Your goal =
Identify the lines that contain the string "this" and copy all of them.

Available data =

########################################

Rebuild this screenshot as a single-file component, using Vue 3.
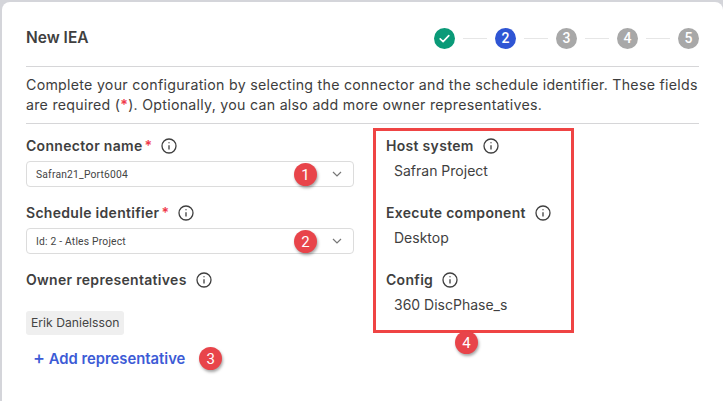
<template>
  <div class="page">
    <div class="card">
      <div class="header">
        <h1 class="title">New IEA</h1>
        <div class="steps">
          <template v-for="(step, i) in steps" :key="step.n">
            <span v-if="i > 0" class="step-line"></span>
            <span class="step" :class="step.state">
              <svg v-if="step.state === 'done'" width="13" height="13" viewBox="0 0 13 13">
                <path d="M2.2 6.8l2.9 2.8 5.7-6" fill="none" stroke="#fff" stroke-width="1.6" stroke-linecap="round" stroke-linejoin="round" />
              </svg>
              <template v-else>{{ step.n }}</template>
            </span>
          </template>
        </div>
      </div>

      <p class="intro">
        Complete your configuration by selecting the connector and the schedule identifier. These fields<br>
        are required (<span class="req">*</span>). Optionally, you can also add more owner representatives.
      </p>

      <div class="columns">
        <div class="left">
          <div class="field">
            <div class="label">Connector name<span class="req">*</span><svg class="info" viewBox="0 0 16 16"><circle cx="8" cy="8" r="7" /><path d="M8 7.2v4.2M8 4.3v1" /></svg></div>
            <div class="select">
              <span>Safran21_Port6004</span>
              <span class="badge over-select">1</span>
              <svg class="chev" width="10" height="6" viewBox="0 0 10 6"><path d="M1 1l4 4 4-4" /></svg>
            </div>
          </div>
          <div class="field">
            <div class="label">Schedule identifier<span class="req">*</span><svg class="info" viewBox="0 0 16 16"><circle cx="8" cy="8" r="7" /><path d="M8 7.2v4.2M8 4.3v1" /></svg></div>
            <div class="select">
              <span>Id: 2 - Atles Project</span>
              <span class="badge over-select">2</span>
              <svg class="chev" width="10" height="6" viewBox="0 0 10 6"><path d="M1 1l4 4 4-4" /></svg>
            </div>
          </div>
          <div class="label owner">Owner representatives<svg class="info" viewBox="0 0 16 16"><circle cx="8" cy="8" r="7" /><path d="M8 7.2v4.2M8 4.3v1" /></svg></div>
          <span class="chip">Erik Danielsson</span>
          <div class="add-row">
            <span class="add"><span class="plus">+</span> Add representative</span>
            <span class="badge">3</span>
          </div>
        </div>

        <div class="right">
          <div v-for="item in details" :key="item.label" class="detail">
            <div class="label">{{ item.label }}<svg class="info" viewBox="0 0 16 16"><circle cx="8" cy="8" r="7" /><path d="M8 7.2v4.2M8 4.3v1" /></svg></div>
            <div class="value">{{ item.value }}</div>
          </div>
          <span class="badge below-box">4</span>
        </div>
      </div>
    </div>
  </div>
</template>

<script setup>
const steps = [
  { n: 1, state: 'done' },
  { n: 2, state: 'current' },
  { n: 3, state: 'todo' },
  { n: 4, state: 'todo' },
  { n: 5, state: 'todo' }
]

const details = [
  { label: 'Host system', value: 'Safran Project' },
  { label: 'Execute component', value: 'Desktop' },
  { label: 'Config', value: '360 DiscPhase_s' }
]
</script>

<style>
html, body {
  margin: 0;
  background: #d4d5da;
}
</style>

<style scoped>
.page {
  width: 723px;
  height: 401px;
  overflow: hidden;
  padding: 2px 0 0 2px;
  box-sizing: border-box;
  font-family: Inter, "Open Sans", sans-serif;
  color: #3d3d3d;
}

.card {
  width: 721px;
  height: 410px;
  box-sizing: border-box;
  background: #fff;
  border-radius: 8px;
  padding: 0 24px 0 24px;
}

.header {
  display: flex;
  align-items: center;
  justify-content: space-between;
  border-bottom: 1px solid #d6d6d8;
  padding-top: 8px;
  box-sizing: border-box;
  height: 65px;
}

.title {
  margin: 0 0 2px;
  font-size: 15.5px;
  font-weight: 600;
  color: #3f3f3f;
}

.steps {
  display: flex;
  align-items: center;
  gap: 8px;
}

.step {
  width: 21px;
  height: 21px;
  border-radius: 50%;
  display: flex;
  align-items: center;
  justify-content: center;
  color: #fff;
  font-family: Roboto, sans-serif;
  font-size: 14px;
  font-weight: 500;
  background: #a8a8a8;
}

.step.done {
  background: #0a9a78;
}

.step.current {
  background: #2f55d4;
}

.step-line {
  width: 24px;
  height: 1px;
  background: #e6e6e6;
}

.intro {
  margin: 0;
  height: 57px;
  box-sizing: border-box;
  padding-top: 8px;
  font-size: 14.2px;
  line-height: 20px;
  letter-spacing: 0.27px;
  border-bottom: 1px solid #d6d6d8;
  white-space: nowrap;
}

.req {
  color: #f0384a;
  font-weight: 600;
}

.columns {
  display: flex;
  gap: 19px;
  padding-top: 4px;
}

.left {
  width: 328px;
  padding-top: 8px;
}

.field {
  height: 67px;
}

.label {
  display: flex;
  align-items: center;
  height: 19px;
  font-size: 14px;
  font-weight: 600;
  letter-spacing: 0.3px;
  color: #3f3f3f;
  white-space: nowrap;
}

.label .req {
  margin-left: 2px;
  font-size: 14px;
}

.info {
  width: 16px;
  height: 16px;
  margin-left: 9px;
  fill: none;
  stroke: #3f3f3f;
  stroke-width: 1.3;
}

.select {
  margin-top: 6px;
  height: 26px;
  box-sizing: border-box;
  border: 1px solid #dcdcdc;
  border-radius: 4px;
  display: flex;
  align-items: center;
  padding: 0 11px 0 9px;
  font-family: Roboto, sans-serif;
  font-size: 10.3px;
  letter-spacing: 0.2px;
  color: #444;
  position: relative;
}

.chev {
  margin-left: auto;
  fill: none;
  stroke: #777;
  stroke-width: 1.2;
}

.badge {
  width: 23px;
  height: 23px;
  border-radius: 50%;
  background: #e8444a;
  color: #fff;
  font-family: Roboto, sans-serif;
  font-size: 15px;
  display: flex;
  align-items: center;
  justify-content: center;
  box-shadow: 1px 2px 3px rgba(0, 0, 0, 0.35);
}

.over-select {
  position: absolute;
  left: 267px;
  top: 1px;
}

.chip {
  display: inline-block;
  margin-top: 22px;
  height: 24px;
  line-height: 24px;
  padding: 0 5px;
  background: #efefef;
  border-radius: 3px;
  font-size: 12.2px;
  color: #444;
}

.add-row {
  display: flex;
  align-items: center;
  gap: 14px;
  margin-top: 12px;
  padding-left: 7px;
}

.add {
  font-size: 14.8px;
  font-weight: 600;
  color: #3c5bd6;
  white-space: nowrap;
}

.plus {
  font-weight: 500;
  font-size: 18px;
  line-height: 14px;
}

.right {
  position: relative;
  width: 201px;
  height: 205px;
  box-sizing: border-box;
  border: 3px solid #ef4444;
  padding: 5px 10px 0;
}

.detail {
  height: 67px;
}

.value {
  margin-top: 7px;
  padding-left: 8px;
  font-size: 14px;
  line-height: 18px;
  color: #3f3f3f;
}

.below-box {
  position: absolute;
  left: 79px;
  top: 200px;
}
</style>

########################################

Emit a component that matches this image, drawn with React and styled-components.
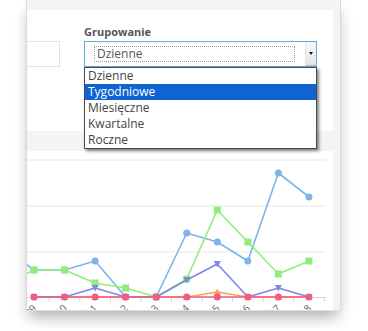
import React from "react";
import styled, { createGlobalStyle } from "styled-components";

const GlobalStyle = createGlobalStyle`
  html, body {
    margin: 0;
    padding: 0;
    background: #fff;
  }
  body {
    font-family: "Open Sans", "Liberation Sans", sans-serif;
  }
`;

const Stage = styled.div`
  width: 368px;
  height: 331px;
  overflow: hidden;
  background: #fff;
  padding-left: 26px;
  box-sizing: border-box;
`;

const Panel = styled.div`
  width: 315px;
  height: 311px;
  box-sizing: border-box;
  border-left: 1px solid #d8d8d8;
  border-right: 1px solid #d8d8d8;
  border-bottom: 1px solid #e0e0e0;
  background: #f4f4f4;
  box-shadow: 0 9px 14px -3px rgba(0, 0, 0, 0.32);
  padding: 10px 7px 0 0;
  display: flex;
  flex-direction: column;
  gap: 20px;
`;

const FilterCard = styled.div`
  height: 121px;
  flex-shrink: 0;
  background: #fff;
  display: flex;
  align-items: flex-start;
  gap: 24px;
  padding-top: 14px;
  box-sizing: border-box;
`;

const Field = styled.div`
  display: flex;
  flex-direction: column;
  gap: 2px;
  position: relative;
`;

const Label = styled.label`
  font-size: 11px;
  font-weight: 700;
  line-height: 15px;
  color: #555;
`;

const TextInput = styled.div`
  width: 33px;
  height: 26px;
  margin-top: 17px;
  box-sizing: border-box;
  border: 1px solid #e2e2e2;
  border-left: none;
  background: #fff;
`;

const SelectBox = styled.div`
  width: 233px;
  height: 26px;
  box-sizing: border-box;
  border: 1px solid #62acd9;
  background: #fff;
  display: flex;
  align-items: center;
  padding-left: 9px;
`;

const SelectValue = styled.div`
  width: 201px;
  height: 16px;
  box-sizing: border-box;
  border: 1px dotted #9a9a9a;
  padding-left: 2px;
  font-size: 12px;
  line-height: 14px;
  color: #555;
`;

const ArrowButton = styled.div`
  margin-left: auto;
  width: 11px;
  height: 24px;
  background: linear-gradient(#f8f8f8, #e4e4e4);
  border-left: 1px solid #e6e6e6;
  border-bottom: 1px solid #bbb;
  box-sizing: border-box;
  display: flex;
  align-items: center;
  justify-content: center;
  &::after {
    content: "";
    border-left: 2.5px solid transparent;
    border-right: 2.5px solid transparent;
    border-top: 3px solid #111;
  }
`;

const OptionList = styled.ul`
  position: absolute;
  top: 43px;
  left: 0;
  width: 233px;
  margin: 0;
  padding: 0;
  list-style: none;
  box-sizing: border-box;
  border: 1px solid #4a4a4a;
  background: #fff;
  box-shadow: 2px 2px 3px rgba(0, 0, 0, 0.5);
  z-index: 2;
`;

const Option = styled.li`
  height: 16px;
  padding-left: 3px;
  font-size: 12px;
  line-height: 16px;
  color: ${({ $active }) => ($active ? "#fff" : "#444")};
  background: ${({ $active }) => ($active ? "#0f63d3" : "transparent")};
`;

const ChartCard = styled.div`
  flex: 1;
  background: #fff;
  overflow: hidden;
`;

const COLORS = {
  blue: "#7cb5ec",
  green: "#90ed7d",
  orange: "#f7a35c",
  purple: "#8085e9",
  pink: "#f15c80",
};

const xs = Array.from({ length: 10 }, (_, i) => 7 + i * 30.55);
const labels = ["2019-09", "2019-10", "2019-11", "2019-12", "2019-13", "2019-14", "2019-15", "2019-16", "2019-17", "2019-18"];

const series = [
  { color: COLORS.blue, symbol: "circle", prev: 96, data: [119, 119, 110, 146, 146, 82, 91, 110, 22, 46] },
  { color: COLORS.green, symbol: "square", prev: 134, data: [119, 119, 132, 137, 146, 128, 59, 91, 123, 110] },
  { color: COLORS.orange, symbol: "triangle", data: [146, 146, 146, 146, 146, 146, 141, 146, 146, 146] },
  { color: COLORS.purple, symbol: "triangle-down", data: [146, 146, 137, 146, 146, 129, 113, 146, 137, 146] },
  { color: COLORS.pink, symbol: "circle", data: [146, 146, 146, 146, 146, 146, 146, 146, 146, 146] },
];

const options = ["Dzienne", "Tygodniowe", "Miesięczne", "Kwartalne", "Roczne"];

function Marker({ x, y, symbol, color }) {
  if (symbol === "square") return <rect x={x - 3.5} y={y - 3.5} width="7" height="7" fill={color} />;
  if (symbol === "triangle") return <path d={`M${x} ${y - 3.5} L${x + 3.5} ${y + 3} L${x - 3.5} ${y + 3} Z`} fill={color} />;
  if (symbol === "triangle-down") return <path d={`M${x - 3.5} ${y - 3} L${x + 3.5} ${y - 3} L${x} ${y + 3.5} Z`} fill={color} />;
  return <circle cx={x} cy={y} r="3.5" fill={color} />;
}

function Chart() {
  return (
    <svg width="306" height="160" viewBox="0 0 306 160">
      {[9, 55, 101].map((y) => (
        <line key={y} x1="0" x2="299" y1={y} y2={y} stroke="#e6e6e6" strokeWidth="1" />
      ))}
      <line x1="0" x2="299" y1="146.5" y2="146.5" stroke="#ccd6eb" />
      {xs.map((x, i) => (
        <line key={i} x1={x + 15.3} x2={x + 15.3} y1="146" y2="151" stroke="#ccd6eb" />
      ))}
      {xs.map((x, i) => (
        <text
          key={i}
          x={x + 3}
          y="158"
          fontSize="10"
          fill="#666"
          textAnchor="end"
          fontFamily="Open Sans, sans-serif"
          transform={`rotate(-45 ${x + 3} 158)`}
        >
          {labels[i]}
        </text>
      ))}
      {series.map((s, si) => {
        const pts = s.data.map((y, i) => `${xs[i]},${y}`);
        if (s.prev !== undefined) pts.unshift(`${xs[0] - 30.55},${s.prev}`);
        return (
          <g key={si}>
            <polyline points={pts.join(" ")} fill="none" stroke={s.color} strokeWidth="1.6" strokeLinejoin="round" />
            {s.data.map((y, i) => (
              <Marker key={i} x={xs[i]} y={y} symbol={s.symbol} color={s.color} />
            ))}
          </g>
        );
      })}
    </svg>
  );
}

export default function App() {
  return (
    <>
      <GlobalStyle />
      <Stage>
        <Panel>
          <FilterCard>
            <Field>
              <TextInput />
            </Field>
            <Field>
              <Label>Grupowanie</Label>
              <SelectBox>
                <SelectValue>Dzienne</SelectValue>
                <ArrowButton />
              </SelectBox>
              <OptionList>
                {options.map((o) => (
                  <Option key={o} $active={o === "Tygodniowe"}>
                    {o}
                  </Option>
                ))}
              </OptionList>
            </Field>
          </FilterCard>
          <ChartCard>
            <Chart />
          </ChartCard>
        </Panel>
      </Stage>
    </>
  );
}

########################################

Reply to the task =
Rebuild this screenshot as a single-file component, using Vue 3.
Emit a component that matches this image, drawn with React and styled-components.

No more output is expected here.